Appellant’s Contention: - The appellant submits that they have received the said goods in the factory only on 30-9-1995, however, had wrongly mentioned the date of receipt of said goods as 18-6-1995 in its declaration filed under Rule 57T due to inadvertence, which was actually the date of invoice issued by the supplier. They further submitted that they have also filed the application for condonation of delay in filing the declaration.

Further they contend that the Tribunal ought to have considered their appeal not only on the ground of limitation but also on merits of the case. Since that has not been done, according to them, the Tribunal has committed a serious error. They further submit that the “doctrine of merger” theory would apply in the sense that though the first appellate authority has rejected the appeal filed by the assessee on the ground of limitation, the orders passed by the original authority would merge with the orders passed by the first appellate authority and, therefore, the Tribunal ought to have considered the appeal filed by them not only on the ground of limitation but also on merits of the case. To buttress their arguments, they have drawn attention to the observations made by this Court in the case of Collector of Customs, Calcutta v. East India Commercial Co. Ltd., AIR 1963 1124, Shyam Sundar Sarma v. Pannalal Jaiswal, 2005 (181) E.L.T. 163 (S.C.), Kunhayammed v. State of Kerala, 2001 (129) E.L.T. 11 (S.C.) and the decision of the Tribunal in the case of Mark Auto Industries v. CCE, New Delhi, 2000 (41) RLT 756 (CEGAT) = 2001 (138) E.L.T. 399 (Tribunal).

 

Respondent’s Contention: - The respondent argued that in the decision of this Court in the case of Chandi Prasad & Ors. v. Jagdish Prasad & Ors., (2004) 8 SCC 724 wherein this Court, after consideration of the earlier decisions has come to the conclusion that the doctrine of merger would not apply to a case where an appeal is dismissed only on the ground of the limitation. They also invited attention to the observations made by this Court in the case of State of Kerala & Anr. v. Kondottyparambanmoosa & Ors., (2008) 8 SCC 65. In the said decision, the Court has stated as under:

“Keeping these principles as enunciated by this Court in the aforesaid three decisions in mind and applying the said principles in the facts of this case, we have no hesitation in our mind to conclude that the High Court in the impugned order did not at all consider that in the earlier revision order of the High Court, revisional application was rejected not on merits but only on the ground of delay. Therefore, it must be held that since the earlier revision application was not rejected on merits, the said order rejecting the same on the ground of delay cannot be said to be the order of affirmance and that being the position, we must hold that since the earlier revision petition was not decided on merits, the doctrine of merger cannot be applied to the facts and circumstances of the present case.”

Further, in this connection, the observations made by this Court in the case of Chandi Prasad & Ors. (supra), were also reproduced, which are as under :

“It is trite that when an appellate court passes a decree, the decree of the trial court merges with the decree of the appellate court and even if and subject to any modification that may be made in the appellate decree, the decree of the appellate court supersedes the decree of the trial court.

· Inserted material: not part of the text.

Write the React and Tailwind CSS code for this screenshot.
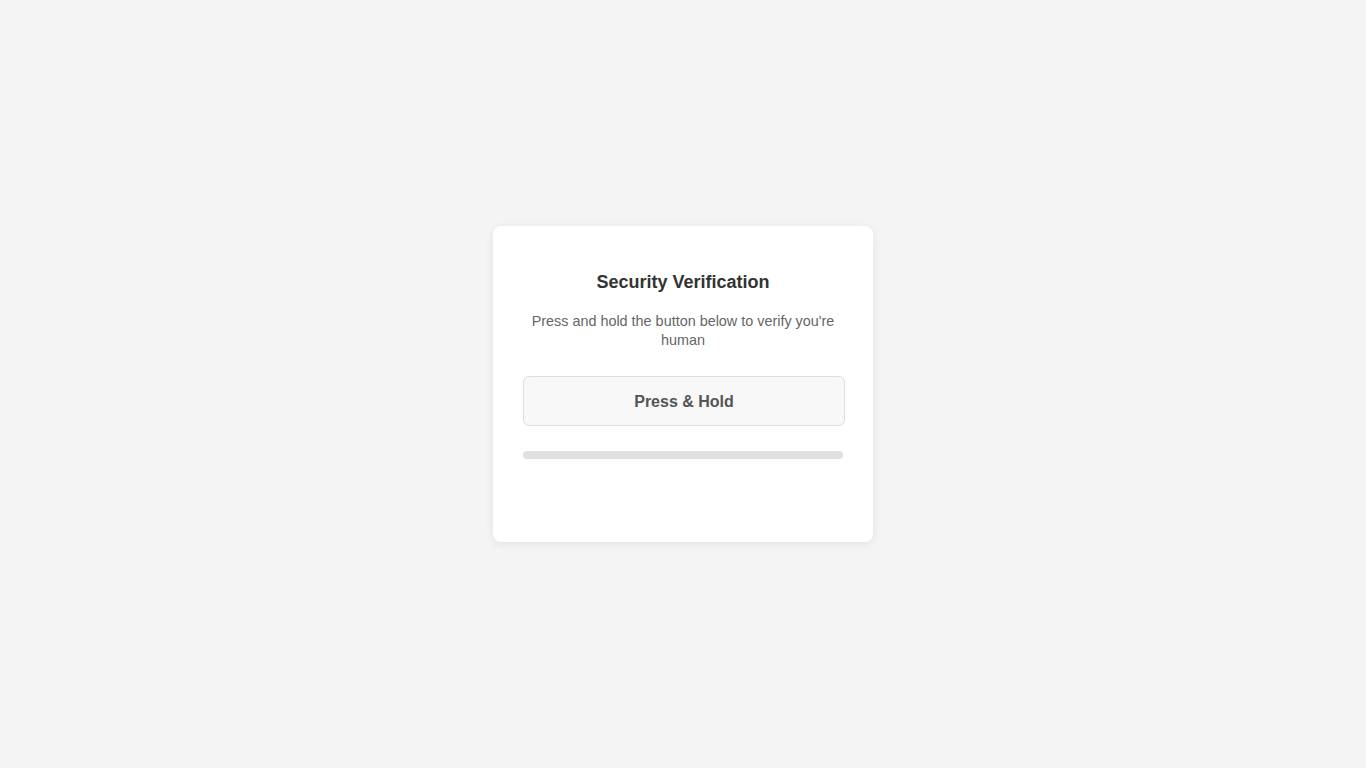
export default function App() {
  return (
    <div
      className="min-h-screen w-full bg-[#f4f4f4] flex items-center justify-center"
      style={{ fontFamily: '"Liberation Sans", Arial, sans-serif' }}
    >
      <div className="w-[380px] h-[316px] bg-white rounded-[8px] shadow-[0_2px_8px_rgba(0,0,0,0.08)] px-[30px] pt-[45px] flex flex-col items-center">
        <h2 className="text-[18px] leading-[22px] font-bold text-[#333] text-center">
          Security Verification
        </h2>
        <p className="mt-[19px] text-[14.4px] leading-[19px] text-[#666] text-center">
          Press and hold the button below to verify you're human
        </p>
        <button
          type="button"
          className="mt-[26px] w-[322px] h-[50px] pt-[2px] shrink-0 self-start bg-[#f8f8f8] border border-[#ddd] rounded-[6px] text-[16px] font-bold text-[#555] select-none"
        >
          Press &amp; Hold
        </button>
        <div className="mt-[25px] w-[320px] h-[8px] rounded-full bg-[#e0e0e0] self-start overflow-hidden">
          <div className="h-full bg-[#4caf50]" style={{ width: "0%" }} />
        </div>
      </div>
    </div>
  );
}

In other words, the merger of a decree takes place irrespective of the fact as to whether the appellate court affirms, modifies or reverses the decree passed by the trial court. When a special leave petition is dismissed summarily, doctrine of merger does not apply but when an appeal is dismissed, it does.”

 

Reasoning of Judgment: - The Hon’ble Supreme Court held that the facts are not in dispute and cannot be disputed that there was a delay in filing the prescribed forms before the assessing authority. Therefore, the assessing authority had rejected the claim of the assessee and accordingly, had directed him for payment of the excise duty credit availed by the assessee. Aggrieved by that order, the assessee had belatedly filed an appeal before the proper appellate authority. Since there was delay in filing the appeal and since the same was not within the time that the appellate authority could have condoned the delay, accordingly had dismissed the same. It is that order which was questioned before the Tribunal. Before the Tribunal, as already noticed, the assessee had requested the Tribunal to first condone the delay and next to decide the appeal on merits, i.e. to decide whether the adjudicating authority was justified in disallowing the benefit of the MODVAT credit that was availed by the assessee. The Tribunal had not conceded to the second request made by the assessee and only accepted the findings and conclusions reached by the Commissioner of Appeals, who had rejected the appeal. The assessee’s stand before the Tribunal and before this Court is that the orders passed by the adjudicating authority would merge with the orders passed by the first appellate authority and the Tribunal ought to have considered the appeal filed by the assessee on merits also. In their opinion, the same cannot be accepted. In view of the plethora of decisions of this Court, wherein this Court has, categorically, observed that if for any reason an appeal is dismissed on the ground of limitation and not on merits, that order would not merge with the orders passed by the first appellate authority. In that view of the matter, thus, that the High Court was justified in rejecting the request made by the assessee for directing the revenue to state the case and also the question of law for its consideration and decision.

 

Decision: - The appeal was rejected.

Comment:-It is concluded from this case that when the first appellate authority rejected the appeal filed by the assessee only on the grounds of limitation, then the assessee cannot contend that doctrine of merger would apply and the case of the assessee should be observed on merits also.